DeWolf’s political career developed alongside his expanding commercial influence. He was first elected to the Rhode Island House of Representatives in 1798 and served until 1801. He returned to the House from 1803 to 1812, again from 1817 to 1821, and later from 1829 to 1837, accumulating nearly twenty-five years of service in the state legislature. From 1819 to 1821 he served as speaker of the Rhode Island House, becoming one of the most influential figures in state politics during the Federal period. His legislative career reflected the interests of a powerful mercantile and manufacturing elite in a small but commercially active state.

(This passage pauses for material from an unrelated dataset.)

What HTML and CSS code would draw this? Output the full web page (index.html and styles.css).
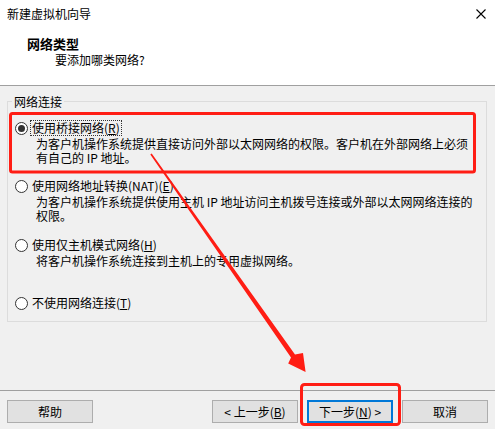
FILE: index.html
```html
<!DOCTYPE html>
<html lang="zh-CN">
<head>
<meta charset="utf-8">
<title>新建虚拟机向导</title>
<link rel="stylesheet" href="styles.css">
</head>
<body>
<div class="window">
  <div class="header">
    <div class="titlebar">
      <span class="title">新建虚拟机向导</span>
      <svg class="close" width="10" height="10" viewBox="0 0 10 10"><path d="M0.5 0.5 L9.5 9.5 M9.5 0.5 L0.5 9.5" stroke="#000" stroke-width="1.1" fill="none"/></svg>
    </div>
    <div class="heading">网络类型</div>
    <div class="subheading">要添加哪类网络?</div>
  </div>

  <fieldset class="group">
    <legend>网络连接</legend>
    <div class="option first">
      <span class="radio checked"></span>
      <span class="label focus">使用桥接网络(<u>R</u>)</span>
    </div>
    <div class="desc">为客户机操作系统提供直接访问外部以太网网络的权限。客户机在外部网络上必须<br>有自己的 IP 地址。</div>

    <div class="option second">
      <span class="radio"></span>
      <span class="label">使用网络地址转换(NAT)(<u>E</u>)</span>
    </div>
    <div class="desc">为客户机操作系统提供使用主机 IP 地址访问主机拨号连接或外部以太网网络连接的<br>权限。</div>

    <div class="option third">
      <span class="radio"></span>
      <span class="label">使用仅主机模式网络(<u>H</u>)</span>
    </div>
    <div class="desc">将客户机操作系统连接到主机上的专用虚拟网络。</div>

    <div class="option fourth">
      <span class="radio"></span>
      <span class="label">不使用网络连接(<u>T</u>)</span>
    </div>
  </fieldset>

  <div class="footer">
    <button class="btn">帮助</button>
    <div class="spacer"></div>
    <button class="btn">&lt; 上一步(<u>B</u>)</button>
    <button class="btn default">下一步(<u>N</u>) &gt;</button>
    <button class="btn">取消</button>
  </div>

  <svg class="annot" width="495" height="429" viewBox="0 0 495 429">
    <rect x="10.5" y="113.5" width="464" height="58.5" rx="2" fill="none" stroke="#ff1d14" stroke-width="3"/>
    <rect x="301.5" y="384.5" width="98" height="40" rx="3" fill="none" stroke="#ff1d14" stroke-width="3"/>
    <polygon points="151.7,153.5 295,354.6 303,353 305.6,372 288.2,363.5 291,357.4 150.3,154.5" fill="#ff1d14"/>
  </svg>
</div>
</body>
</html>
```

FILE: styles.css
```css
* { box-sizing: border-box; }
html, body { margin: 0; padding: 0; }
body {
  width: 495px;
  height: 429px;
  overflow: hidden;
  font-family: "Noto Sans CJK SC", "Noto Sans", sans-serif;
  font-size: 12px;
  color: #000;
  background: #f0f0f0;
}
.window {
  position: relative;
  width: 495px;
  height: 429px;
  display: flex;
  flex-direction: column;
}
.header {
  height: 86px;
  background: #fff;
  border-bottom: 1px solid #a0a0a0;
  flex: none;
}
.titlebar {
  display: flex;
  justify-content: space-between;
  align-items: center;
  height: 16px;
  margin-top: 6px;
  padding: 0 9px 0 7px;
  line-height: 16px;
}
.heading {
  margin-top: 14px;
  padding-left: 27px;
  font-weight: bold;
  font-size: 13px;
  line-height: 16px;
}
.subheading {
  padding-left: 55px;
  line-height: 16px;
}
.group {
  flex: none;
  margin: 9px 8px 0 7px;
  padding: 12px 7px 10px 7px;
  border: 1px solid #dcdcdc;
  min-width: 0;
}
.group legend {
  padding: 0 2px;
  margin-left: -3px;
  line-height: 13px;
}
.option {
  display: flex;
  align-items: center;
  height: 16px;
}
.option.second { margin-top: 13px; }
.option.third { margin-top: 14px; }
.option.fourth { margin-top: 27px; }
.radio {
  width: 13px;
  height: 13px;
  border: 1px solid #333;
  border-radius: 50%;
  background: #fff;
  flex: none;
  display: flex;
  align-items: center;
  justify-content: center;
}
.radio.checked::after {
  content: "";
  width: 7px;
  height: 7px;
  border-radius: 50%;
  background: #333;
}
.label {
  margin-left: 2px;
  padding: 0 1px;
  line-height: 14px;
  border: 1px solid transparent;
  white-space: nowrap;
}
.label.focus { border: 1px dotted #333; }
.desc {
  margin-top: 1px;
  margin-left: 21px;
  line-height: 14px;
  white-space: nowrap;
}
.footer {
  margin-top: auto;
  border-top: 1px solid #a0a0a0;
  padding: 9px 7px 6px 7px;
  display: flex;
  gap: 9px;
}
.spacer { flex: 1; }
.btn {
  width: 86px;
  height: 23px;
  border: 1px solid #adadad;
  background: #e1e1e1;
  font-family: inherit;
  font-size: 12px;
  color: #000;
  padding: 0;
  line-height: 20px;
}
.btn.default { border: 2px solid #0078d7; }
.annot {
  position: absolute;
  left: 0;
  top: 0;
  pointer-events: none;
}
```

DeWolf advanced to national office when he was elected by the Rhode Island General Assembly as a Democratic-Republican, later associated with the Crawford Republican faction, to the United States Senate. He served as a Senator from Rhode Island in the United States Congress from March 4, 1821, to October 31, 1825. During his single term in office he sat in the Senate during a significant period in American history marked by debates over economic policy and the expansion of slavery. As a member of the Senate, he participated in the legislative process and represented the interests of his constituents and of Rhode Island’s commercial community. He resigned before the completion of his six-year term and returned to his extensive business and state political activities.
On January 7, 1790, DeWolf married Nancy Ann Bradford (August 6, 1770 – January 2, 1838) of Bristol, Rhode Island, daughter of William Bradford, a deputy governor of Rhode Island and future United States senator. Together they had twelve children: James “Gentleman Jim” DeWolf II (1790–1845), who married Julia Lynch Post (1797–1878); Francis LeBaron DeWolf (1793, died young); Mary Ann DeWolf (1795–1834), who married first Lieutenant Raymond Henry Jones Perry (1789–1826) and second General William Hyslop Sumner (1780–1861); a second Francis LeBaron DeWolf (1797–1825), who married Eleanor Post (1799–1872); Mark Antony DeWolf (1799–1851), who married Sophie de Chappotinf (1802–1879); William Henry “The Commodore” DeWolf (1802–1853), who married Sarah Ann Rogers (1802–1864); Harriet DeWolf (1804–1863), who married Jonathan Prescott Hall (1796–1862); Catherine Hersey DeWolf (1806–1853), who married first Joshua Dodge (c. 1803–1872), a descendant of the Crowninshield family, and second Andrew Jackson Davis (1826–1910); Nancy Bradford DeWolf (1808–1856), who married Fitz-Henry Homer (1799–1856); William Bradford DeWolf (1810–1862), who married Mary Russell Soley (1805–1881) and whose daughter Harriette married Lloyd Aspinwall; and Josephine Maria DeWolf (1812–1901), who married Charles Wally Lovett (1801–1873). DeWolf named one of his vessels, the brig Nancy, in honor of his wife. He was a leading figure in the Bristol, or Rhode Island, branch of the DeWolf family, whose activities in the slave trade would later draw extensive historical scrutiny.
DeWolf died in New York City on December 21, 1837, at the age of seventy-three. At the time of his death he was widely regarded as a millionaire and was reputed to be the second-wealthiest man in the United States. His estate included properties in Rhode Island, New York, Maryland, Kentucky, and Ohio, reflecting the geographic reach of his investments. His body was returned to his hometown and interred in the DeWolf private cemetery on Woodlawn Avenue in Bristol. In the twenty-first century, his and his family’s central role in the American slave trade has been examined in scholarship and public history, and he is featured prominently in the Emmy-nominated 2008 documentary “Traces of the Trade: A Story from the Deep North,” co-produced and directed by his descendant Katrina Browne, which explores the DeWolf family’s legacy as one of the largest slave-trading dynasties in United States history.